Read part one here.
The development of Urdu prose and journalism and the parallel agenda of social reform in 19th-century Hyderabad played a vital role in setting the ground for the emergence of the Progressive Writers’ Movement a few decades later. The aims and objectives of the Progressive Writers’ Movement (PWM), which began in the 1930s in North India, resonated with students, poets, writers and scholars in Hyderabad. The PWM urged writers and poets to organise and break away from the hackneyed tropes, themes and genres of classical, romantic poetry that had dominated the literary milieu of Hyderabad and were associated with great cultural capital. Instead, the PWM wanted to create a new, more meaningful aesthetic that would represent changing political and social conditions and confront the material realities and experiences of everyday life. Apart from class struggle and class injustice, which was a major concern for the PWM, progressive writers also stressed the need to fight for political freedoms, resist political repression, and forge grassroots connections with the people 1.
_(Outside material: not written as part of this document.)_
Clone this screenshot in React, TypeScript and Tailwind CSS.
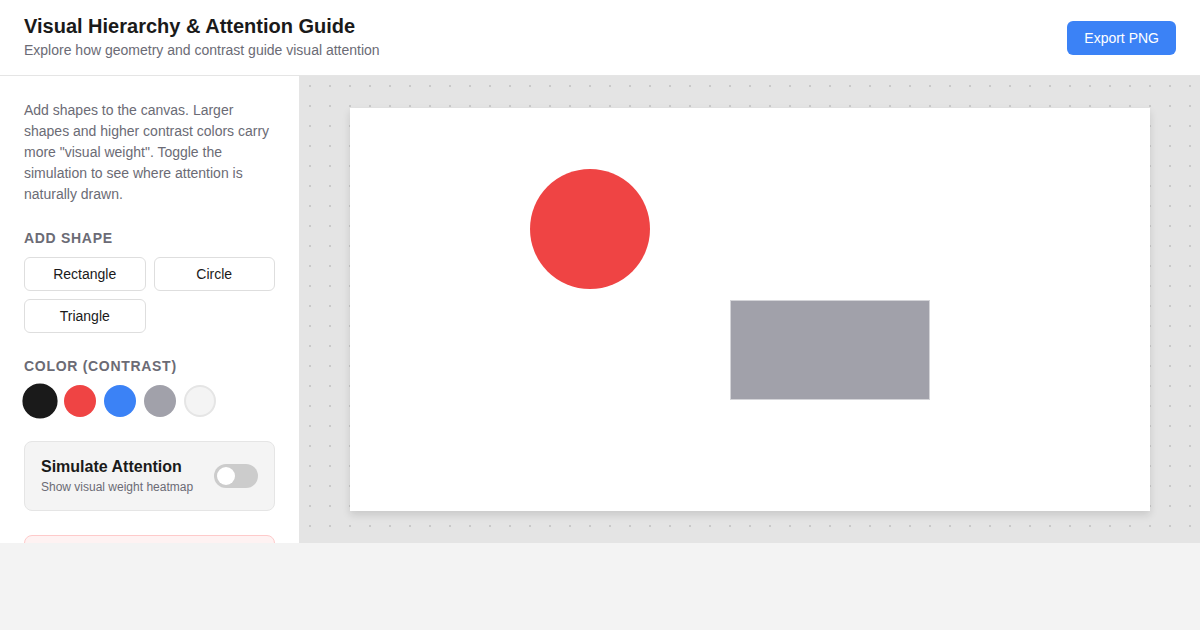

The Hyderabad chapter of the Progressive Writers’ Association (PWA) was established by Makhdoom Mohiuddin along with Akhtar Hussain Raipuri and Sibt-e-Hasan in 1936. Sarojini Naidu offered her home, The Golden Threshold, as a venue for PWA gatherings and, later, for meetings of the banned Communist Party of India (CPI) 2. Among the women writers, journalists, intellectuals and activists associated with the PWA in the 1940s and 1950s were Jahanbano Naqvi, Zeenath Sajida, Rafia Sultana, Azeezunnisa Habibi, Brij Rani, Jamalunnisa Baji, her sisters Razia Begum and Zakia Begum, and Najma Nikhat. Amena Tahseen emphasises that the period after 1936 was critical for the history of women’s writing in Hyderabad because although women had been publishing their work, forming associations, and leading and participating in social, educational and literary initiatives for decades before the formation of the PWA, these endeavours were limited largely to women’s gatherings alone 3. The PWA changed this forever, and women began to attend and participate in literary and intellectual gatherings which had previously been restricted to men only.
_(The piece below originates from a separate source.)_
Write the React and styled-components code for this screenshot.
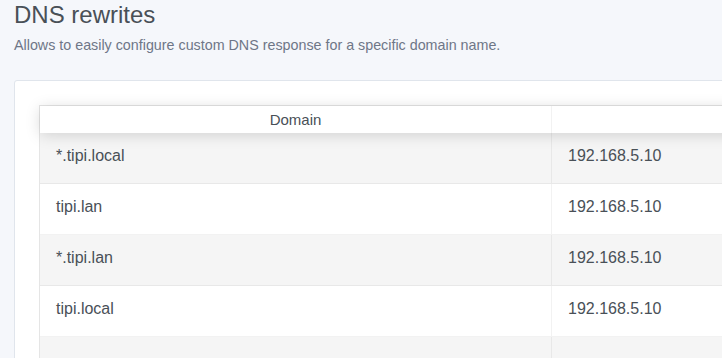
import styled, { createGlobalStyle } from 'styled-components';

const GlobalStyle = createGlobalStyle`
  body {
    margin: 0;
    background: #f5f7fb;
    font-family: "Liberation Sans", Arial, sans-serif;
    color: #495057;
    overflow: hidden;
  }
`;

const Page = styled.div`
  padding: 0 0 0 14px;
  width: 1200px;
`;

const Title = styled.h1`
  margin: 0;
  padding-top: 1px;
  font-size: 24px;
  font-weight: 400;
  line-height: 28px;
  color: #495057;
`;

const Subtitle = styled.p`
  margin: 6px 0 0;
  font-size: 14.3px;
  line-height: 20px;
  color: #6e7687;
`;

const Card = styled.div`
  margin-top: 25px;
  background: #fff;
  border: 1px solid #e0e5ec;
  border-radius: 3px;
  padding: 24px;
`;

const Table = styled.div`
  border: 1px solid rgba(0, 0, 0, 0.1);
  width: 1100px;
`;

const Head = styled.div`
  display: grid;
  grid-template-columns: 512px 1fr;
  box-shadow: 0 2px 15px 0 rgba(0, 0, 0, 0.15);
  position: relative;
  z-index: 1;
  background: #fff;
`;

const HeadCell = styled.div`
  height: 27px;
  display: flex;
  align-items: center;
  justify-content: center;
  font-size: 15px;
  color: #495057;
  border-right: ${p => (p.$last ? 'none' : '1px solid rgba(0, 0, 0, 0.05)')};
`;

const Row = styled.div`
  display: grid;
  grid-template-columns: 512px 1fr;
  background: ${p => (p.$odd ? '#f5f5f5' : '#fff')};
  border-bottom: 1px solid rgba(0, 0, 0, 0.05);
`;

const Cell = styled.div`
  height: 50px;
  box-sizing: border-box;
  display: flex;
  align-items: center;
  padding: 0 16px 5px;
  font-size: 16px;
  color: #495057;
  border-right: ${p => (p.$last ? 'none' : '1px solid rgba(0, 0, 0, 0.05)')};
`;

const rewrites = [
  { domain: '*.tipi.local', answer: '192.168.5.10' },
  { domain: 'tipi.lan', answer: '192.168.5.10' },
  { domain: '*.tipi.lan', answer: '192.168.5.10' },
  { domain: 'tipi.local', answer: '192.168.5.10' },
  { domain: '', answer: '' },
];

export default function App() {
  return (
    <>
      <GlobalStyle />
      <Page>
        <Title>DNS rewrites</Title>
        <Subtitle>Allows to easily configure custom DNS response for a specific domain name.</Subtitle>
        <Card>
          <Table>
            <Head>
              <HeadCell>Domain</HeadCell>
              <HeadCell $last>Answer</HeadCell>
            </Head>
            {rewrites.map((r, i) => (
              <Row key={i} $odd={i % 2 === 0}>
                <Cell>{r.domain}</Cell>
                <Cell $last>{r.answer}</Cell>
              </Row>
            ))}
          </Table>
        </Card>
      </Page>
    </>
  );
}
The most vivid example and description of this shift comes from Jamalunnisa Baji’s autobiography, Bikhri Yaadein (Scattered Memories; 2008), which not only documents and assesses the political and literary events that took place in Hyderabad over the span of almost a century, but also furnishes information and reflection on what these events meant to women like Baji. Pardah is an important preoccupation in this account. Baji had long considered it her bane but had been unable to give it up. She describes how her younger sisters—who had had more freedom than her, were better educated, and were allowed greater choice in choosing their partners—had discarded the pardah at a young age. Literary gatherings with the leading Progressive figures of the day began to take place in Baji’s house in the 1940s on her and her brother Akhtar’s initiative. She had always been interested in literature and politics and was supported by parents and siblings who had an apparently insatiable appetite for education and literature. This drew her all the more to discussions that were happening beyond the curtain that separated her from gatherings where her sisters and other women who did not observe pardah, listened and spoke 4. Such gatherings offered her the opportunity to gradually emerge out of pardah.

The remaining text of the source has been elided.